◆ The problem:
Copy out all the lines exactly. Omit pictures.
##### Supplied material #####
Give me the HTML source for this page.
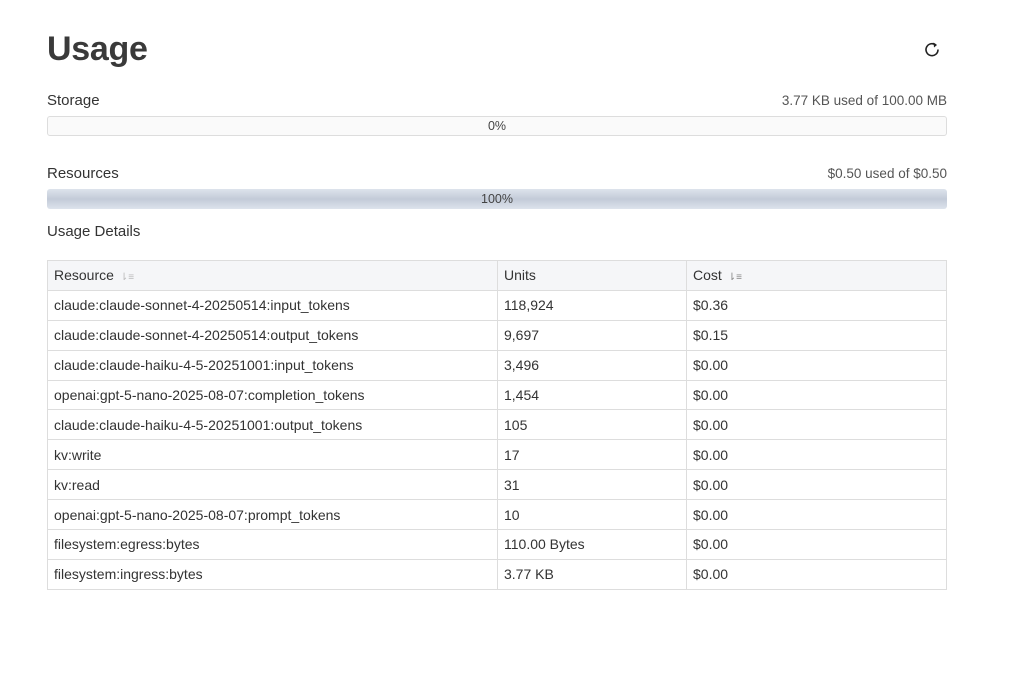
<!DOCTYPE html>
<html><head><style>
*{box-sizing:border-box;margin:0;padding:0}
body{width:1014px;height:696px;background:#fff;font-family:"Liberation Sans",sans-serif;color:#333;position:relative;overflow:hidden}
.abs{position:absolute}
h1{position:absolute;left:47px;top:30px;font-size:34px;font-weight:bold;color:#3a3a3a;letter-spacing:-0.3px}
.lbl{font-size:15px;color:#333}
.r{font-size:13.5px;color:#555;text-align:right}
.bar{position:absolute;left:47px;width:900px;border-radius:3px;font-size:12.5px;text-align:center;color:#444}
table{position:absolute;left:47px;top:260px;width:900px;border-collapse:collapse;font-size:14px;color:#333}
td,th{border:1px solid #ddd;height:29.9px;padding:0 6px;text-align:left;font-weight:normal}
th{background:#f5f6f8}
.ic{color:#bbb;font-size:10px;margin-left:6px}
</style></head><body>
<h1>Usage</h1>
<svg class="abs" style="left:923px;top:40px" width="18" height="18" viewBox="0 0 18 18"><path d="M13 5.2A6 6 0 1 0 15 9.5" fill="none" stroke="#222" stroke-width="1.6"/><path d="M10.5 2.5L14 5L11 7.5Z" fill="#222"/></svg>
<div class="abs lbl" style="left:47px;top:92px">Storage</div>
<div class="abs r" style="right:67px;top:93px">3.77 KB used of 100.00 MB</div>
<div class="bar" style="top:116px;height:20px;border:1px solid #ddd;background:#fafafa;line-height:18px">0%</div>
<div class="abs lbl" style="left:47px;top:165px">Resources</div>
<div class="abs r" style="right:67px;top:166px">$0.50 used of $0.50</div>
<div class="bar" style="top:189px;height:20px;background:linear-gradient(#dde3ec,#c3cbd8 50%,#dde3ec);line-height:20px">100%</div>
<div class="abs lbl" style="left:47px;top:223px">Usage Details</div>
<table>
<tr><th style="width:450px">Resource<span class="ic">⇂≡</span></th><th style="width:189px">Units</th><th>Cost<span class="ic" style="color:#888">⇂≡</span></th></tr>
<tr><td>claude:claude-sonnet-4-20250514:input_tokens</td><td>118,924</td><td>$0.36</td></tr>
<tr><td>claude:claude-sonnet-4-20250514:output_tokens</td><td>9,697</td><td>$0.15</td></tr>
<tr><td>claude:claude-haiku-4-5-20251001:input_tokens</td><td>3,496</td><td>$0.00</td></tr>
<tr><td>openai:gpt-5-nano-2025-08-07:completion_tokens</td><td>1,454</td><td>$0.00</td></tr>
<tr><td>claude:claude-haiku-4-5-20251001:output_tokens</td><td>105</td><td>$0.00</td></tr>
<tr><td>kv:write</td><td>17</td><td>$0.00</td></tr>
<tr><td>kv:read</td><td>31</td><td>$0.00</td></tr>
<tr><td>openai:gpt-5-nano-2025-08-07:prompt_tokens</td><td>10</td><td>$0.00</td></tr>
<tr><td>filesystem:egress:bytes</td><td>110.00 Bytes</td><td>$0.00</td></tr>
<tr><td>filesystem:ingress:bytes</td><td>3.77 KB</td><td>$0.00</td></tr>
</table>
</body></html>
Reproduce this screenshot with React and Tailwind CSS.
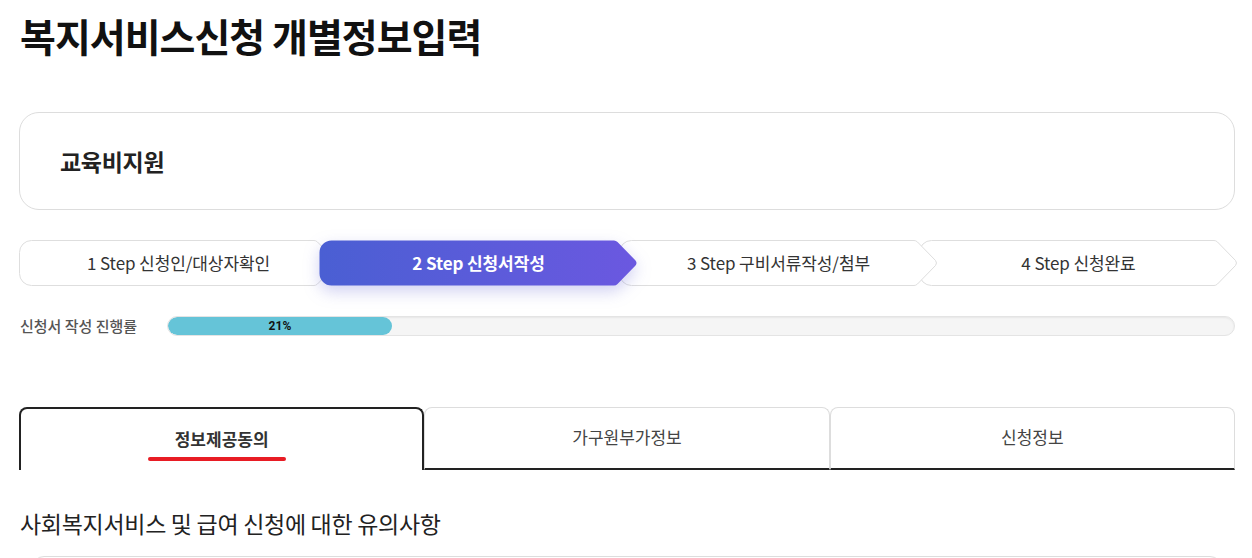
import React from "react";

const KR = { fontFamily: '"Noto Sans CJK KR", "Noto Sans", sans-serif' };

function StepShape({ active, id }) {
  const d =
    "M12.5 0.5 H295 Q297 0.5 298.5 2 L316.5 20.5 Q318.5 23 316.5 25.5 L298.5 44 Q297 45.5 295 45.5 H12.5 A12 12 0 0 1 0.5 33.5 V12.5 A12 12 0 0 1 12.5 0.5 Z";
  return (
    <svg
      width="319"
      height="46"
      viewBox="0 0 319 46"
      className={
        "absolute inset-0 " +
        (active ? "drop-shadow-[0_6px_8px_rgba(90,90,210,0.28)]" : "")
      }
    >
      {active && (
        <defs>
          <linearGradient id={id} x1="0" y1="0" x2="1" y2="0">
            <stop offset="0" stopColor="#4a5fd3" />
            <stop offset="1" stopColor="#6b58e0" />
          </linearGradient>
        </defs>
      )}
      <path
        d={d}
        fill={active ? `url(#${id})` : "#ffffff"}
        stroke={active ? "none" : "#dedede"}
        strokeWidth="1"
      />
    </svg>
  );
}

function Step({ label, active, z, first }) {
  return (
    <div
      className={
        "relative w-[319px] h-[46px] shrink-0 flex items-center justify-center " +
        (first ? "" : "-ml-[19px] ") +
        z
      }
    >
      <StepShape active={active} id={"g" + label.slice(0, 1)} />
      <span
        className={
          "relative text-[17px] tracking-[-0.1px] " +
          (active ? "text-white font-bold" : "text-[#333]")
        }
        style={KR}
      >
        {label}
      </span>
    </div>
  );
}

export default function App() {
  return (
    <div className="w-[1252px] min-h-[558px] bg-white overflow-hidden" style={KR}>
      <div className="ml-[19px] w-[1216px]">
        <h1 className="pt-[8px] text-[39px] leading-[54px] font-bold tracking-[-1px] text-[#111] pl-[1px]">
          복지서비스신청 개별정보입력
        </h1>

        <div className="mt-[50px] h-[98px] rounded-[20px] border border-[#dddddd] flex items-center pl-[40px]">
          <span className="text-[23px] font-bold text-[#222] tracking-[-0.3px]">교육비지원</span>
        </div>

        <div className="mt-[30px] flex">
          <Step label="1 Step 신청인/대상자확인" first z="z-10" />
          <Step label="2 Step 신청서작성" active z="z-40" />
          <Step label="3 Step 구비서류작성/첨부" z="z-30" />
          <Step label="4 Step 신청완료" z="z-20" />
        </div>

        <div className="mt-[30px] flex items-center h-[20px]">
          <div className="w-[148px] shrink-0 text-[15px] font-medium text-[#555] pl-[1px]">
            신청서 작성 진행률
          </div>
          <div className="flex-1 h-[20px] rounded-full bg-[#f5f5f5] border border-[#e4e4e4] shadow-[inset_0_1px_2px_rgba(0,0,0,0.06)] overflow-hidden">
            <div
              className="h-full rounded-full bg-[#65c4d8] flex items-center justify-center"
              style={{ width: "21%" }}
            >
              <span
                className="text-[12px] font-bold text-[#111]"
                style={{ fontFamily: 'Roboto, "Liberation Sans", sans-serif' }}
              >
                21%
              </span>
            </div>
          </div>
        </div>

        <div className="mt-[71px] grid grid-cols-3 h-[63px]">
          <div className="relative border-2 border-b-0 border-[#222] rounded-t-[8px] flex items-center justify-center">
            <span className="text-[17px] font-bold text-[#333] -mt-[2px]">정보제공동의</span>
            <span className="absolute left-[127px] right-[136px] bottom-[9px] h-[4px] rounded-full bg-[#e81c24]" />
          </div>
          <div className="border border-[#dddddd] border-b-2 border-b-[#222] rounded-t-[8px] flex items-center justify-center">
            <span className="text-[17px] text-[#444] -mt-[2px]">가구원부가정보</span>
          </div>
          <div className="border border-[#dddddd] border-b-2 border-b-[#222] rounded-t-[8px] flex items-center justify-center">
            <span className="text-[17px] text-[#444] -mt-[2px]">신청정보</span>
          </div>
        </div>

        <h2 className="mt-[37px] text-[23px] leading-[32px] text-[#222] tracking-[-0.3px] pl-[1px]">
          사회복지서비스 및 급여 신청에 대한 유의사항
        </h2>

        <div className="mt-[17px] mx-[13px] h-[40px] border border-[#dddddd] rounded-t-[12px]" />
      </div>
    </div>
  );
}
#####
◆ Exercise answer:
Give me the HTML source for this page.
<!DOCTYPE html>
<html><head><style>
*{box-sizing:border-box;margin:0;padding:0}
body{width:1014px;height:696px;background:#fff;font-family:"Liberation Sans",sans-serif;color:#333;position:relative;overflow:hidden}
.abs{position:absolute}
h1{position:absolute;left:47px;top:30px;font-size:34px;font-weight:bold;color:#3a3a3a;letter-spacing:-0.3px}
.lbl{font-size:15px;color:#333}
.r{font-size:13.5px;color:#555;text-align:right}
.bar{position:absolute;left:47px;width:900px;border-radius:3px;font-size:12.5px;text-align:center;color:#444}
table{position:absolute;left:47px;top:260px;width:900px;border-collapse:collapse;font-size:14px;color:#333}
td,th{border:1px solid #ddd;height:29.9px;padding:0 6px;text-align:left;font-weight:normal}
th{background:#f5f6f8}
.ic{color:#bbb;font-size:10px;margin-left:6px}
</style></head><body>
<h1>Usage</h1>
<svg class="abs" style="left:923px;top:40px" width="18" height="18" viewBox="0 0 18 18"><path d="M13 5.2A6 6 0 1 0 15 9.5" fill="none" stroke="#222" stroke-width="1.6"/><path d="M10.5 2.5L14 5L11 7.5Z" fill="#222"/></svg>
<div class="abs lbl" style="left:47px;top:92px">Storage</div>
<div class="abs r" style="right:67px;top:93px">3.77 KB used of 100.00 MB</div>
<div class="bar" style="top:116px;height:20px;border:1px solid #ddd;background:#fafafa;line-height:18px">0%</div>
<div class="abs lbl" style="left:47px;top:165px">Resources</div>
<div class="abs r" style="right:67px;top:166px">$0.50 used of $0.50</div>
<div class="bar" style="top:189px;height:20px;background:linear-gradient(#dde3ec,#c3cbd8 50%,#dde3ec);line-height:20px">100%</div>
<div class="abs lbl" style="left:47px;top:223px">Usage Details</div>
<table>
<tr><th style="width:450px">Resource<span class="ic">⇂≡</span></th><th style="width:189px">Units</th><th>Cost<span class="ic" style="color:#888">⇂≡</span></th></tr>
<tr><td>claude:claude-sonnet-4-20250514:input_tokens</td><td>118,924</td><td>$0.36</td></tr>
<tr><td>claude:claude-sonnet-4-20250514:output_tokens</td><td>9,697</td><td>$0.15</td></tr>
<tr><td>claude:claude-haiku-4-5-20251001:input_tokens</td><td>3,496</td><td>$0.00</td></tr>
<tr><td>openai:gpt-5-nano-2025-08-07:completion_tokens</td><td>1,454</td><td>$0.00</td></tr>
<tr><td>claude:claude-haiku-4-5-20251001:output_tokens</td><td>105</td><td>$0.00</td></tr>
<tr><td>kv:write</td><td>17</td><td>$0.00</td></tr>
<tr><td>kv:read</td><td>31</td><td>$0.00</td></tr>
<tr><td>openai:gpt-5-nano-2025-08-07:prompt_tokens</td><td>10</td><td>$0.00</td></tr>
<tr><td>filesystem:egress:bytes</td><td>110.00 Bytes</td><td>$0.00</td></tr>
<tr><td>filesystem:ingress:bytes</td><td>3.77 KB</td><td>$0.00</td></tr>
</table>
</body></html>
Reproduce this screenshot with React and Tailwind CSS.
import React from "react";

const KR = { fontFamily: '"Noto Sans CJK KR", "Noto Sans", sans-serif' };

function StepShape({ active, id }) {
  const d =
    "M12.5 0.5 H295 Q297 0.5 298.5 2 L316.5 20.5 Q318.5 23 316.5 25.5 L298.5 44 Q297 45.5 295 45.5 H12.5 A12 12 0 0 1 0.5 33.5 V12.5 A12 12 0 0 1 12.5 0.5 Z";
  return (
    <svg
      width="319"
      height="46"
      viewBox="0 0 319 46"
      className={
        "absolute inset-0 " +
        (active ? "drop-shadow-[0_6px_8px_rgba(90,90,210,0.28)]" : "")
      }
    >
      {active && (
        <defs>
          <linearGradient id={id} x1="0" y1="0" x2="1" y2="0">
            <stop offset="0" stopColor="#4a5fd3" />
            <stop offset="1" stopColor="#6b58e0" />
          </linearGradient>
        </defs>
      )}
      <path
        d={d}
        fill={active ? `url(#${id})` : "#ffffff"}
        stroke={active ? "none" : "#dedede"}
        strokeWidth="1"
      />
    </svg>
  );
}

function Step({ label, active, z, first }) {
  return (
    <div
      className={
        "relative w-[319px] h-[46px] shrink-0 flex items-center justify-center " +
        (first ? "" : "-ml-[19px] ") +
        z
      }
    >
      <StepShape active={active} id={"g" + label.slice(0, 1)} />
      <span
        className={
          "relative text-[17px] tracking-[-0.1px] " +
          (active ? "text-white font-bold" : "text-[#333]")
        }
        style={KR}
      >
        {label}
      </span>
    </div>
  );
}

export default function App() {
  return (
    <div className="w-[1252px] min-h-[558px] bg-white overflow-hidden" style={KR}>
      <div className="ml-[19px] w-[1216px]">
        <h1 className="pt-[8px] text-[39px] leading-[54px] font-bold tracking-[-1px] text-[#111] pl-[1px]">
          복지서비스신청 개별정보입력
        </h1>

        <div className="mt-[50px] h-[98px] rounded-[20px] border border-[#dddddd] flex items-center pl-[40px]">
          <span className="text-[23px] font-bold text-[#222] tracking-[-0.3px]">교육비지원</span>
        </div>

        <div className="mt-[30px] flex">
          <Step label="1 Step 신청인/대상자확인" first z="z-10" />
          <Step label="2 Step 신청서작성" active z="z-40" />
          <Step label="3 Step 구비서류작성/첨부" z="z-30" />
          <Step label="4 Step 신청완료" z="z-20" />
        </div>

        <div className="mt-[30px] flex items-center h-[20px]">
          <div className="w-[148px] shrink-0 text-[15px] font-medium text-[#555] pl-[1px]">
            신청서 작성 진행률
          </div>
          <div className="flex-1 h-[20px] rounded-full bg-[#f5f5f5] border border-[#e4e4e4] shadow-[inset_0_1px_2px_rgba(0,0,0,0.06)] overflow-hidden">
            <div
              className="h-full rounded-full bg-[#65c4d8] flex items-center justify-center"
              style={{ width: "21%" }}
            >
              <span
                className="text-[12px] font-bold text-[#111]"
                style={{ fontFamily: 'Roboto, "Liberation Sans", sans-serif' }}
              >
                21%
              </span>
            </div>
          </div>
        </div>

        <div className="mt-[71px] grid grid-cols-3 h-[63px]">
          <div className="relative border-2 border-b-0 border-[#222] rounded-t-[8px] flex items-center justify-center">
            <span className="text-[17px] font-bold text-[#333] -mt-[2px]">정보제공동의</span>
            <span className="absolute left-[127px] right-[136px] bottom-[9px] h-[4px] rounded-full bg-[#e81c24]" />
          </div>
          <div className="border border-[#dddddd] border-b-2 border-b-[#222] rounded-t-[8px] flex items-center justify-center">
            <span className="text-[17px] text-[#444] -mt-[2px]">가구원부가정보</span>
          </div>
          <div className="border border-[#dddddd] border-b-2 border-b-[#222] rounded-t-[8px] flex items-center justify-center">
            <span className="text-[17px] text-[#444] -mt-[2px]">신청정보</span>
          </div>
        </div>

        <h2 className="mt-[37px] text-[23px] leading-[32px] text-[#222] tracking-[-0.3px] pl-[1px]">
          사회복지서비스 및 급여 신청에 대한 유의사항
        </h2>

        <div className="mt-[17px] mx-[13px] h-[40px] border border-[#dddddd] rounded-t-[12px]" />
      </div>
    </div>
  );
}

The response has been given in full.